In another contribution to the topic, William Kherbek interviews artist Arash Nassiri about his recent exhibition ‘A Bug’s Life’ at London’s Chisenhale Gallery. Kherbek writes that “philosophers and artists have long evoked the perspective of non-human entities to understand various human conceptions,” and Nassiri’s show offers a “lighthearted exploration of the incongruities created by disparities in size and perspective.”

Arash Nassiri: ‘A Bug’s Life,’ 2026, installation view at Chisenhale Gallery, London, Co-commissioned by Chisenhale Gallery, London; Fluentum, Berlin; and Fondation Pernod Ricard, Paris, produced by Chisenhale Gallery // Courtesy of the artist, photo by Andy Keate
On a similar note, Carolin Kralapp explores the work of Shilpa Gupta in her current exhibition ‘What Still Holds’ at Hamburger Bahnhof. The exhibition’s central, monumental sculptural installation ‘TRUTH’—featuring oversized letters that visitors physically navigate—emphasizes how large-scale works can amplify themes of language, power and control. Gupta’s work, she argues, “contrasts intimate textual elements with vast spatial immersion, inviting reflection on artistic intent and market value.”

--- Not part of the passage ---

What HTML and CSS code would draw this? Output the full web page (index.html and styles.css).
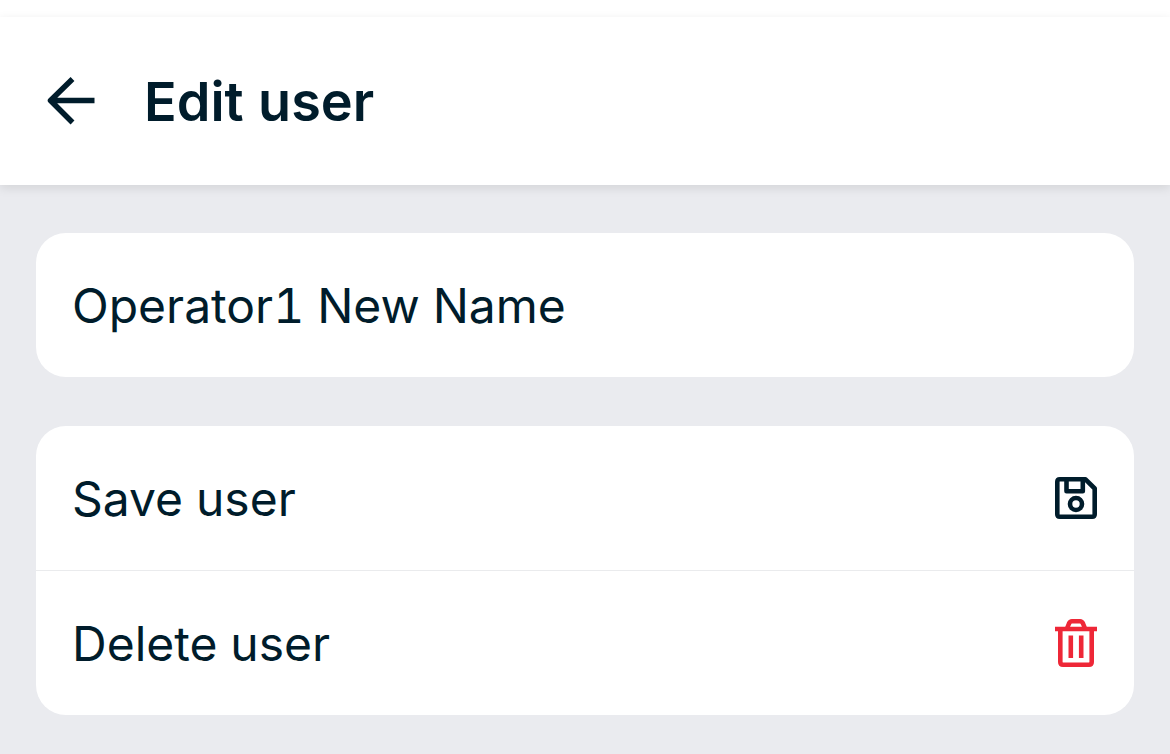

Shilpa Gupta: ‘What Still Holds,’ 2026, installation view at Hamburger Bahnhof – Nationalgalerie der Gegenwart // © Shilpa Gupta, Staatliche Museen zu Berlin, Nationalgalerie, photo by Luca Girardini
Exploring scale through musical registers as well as curatorial intentions, this topic considers the art world’s preoccupation with size. Artists often work at extremes, and scale can also be read as a matter of time—whether deep, geological considerations or the slowed measurement of pacing. While conceptually there seems to be a renewed curatorial interest in the smaller things, the success of works like Holzinger’s latest Venice offering remind us that the “go big or go home” mentality of the art world still reigns.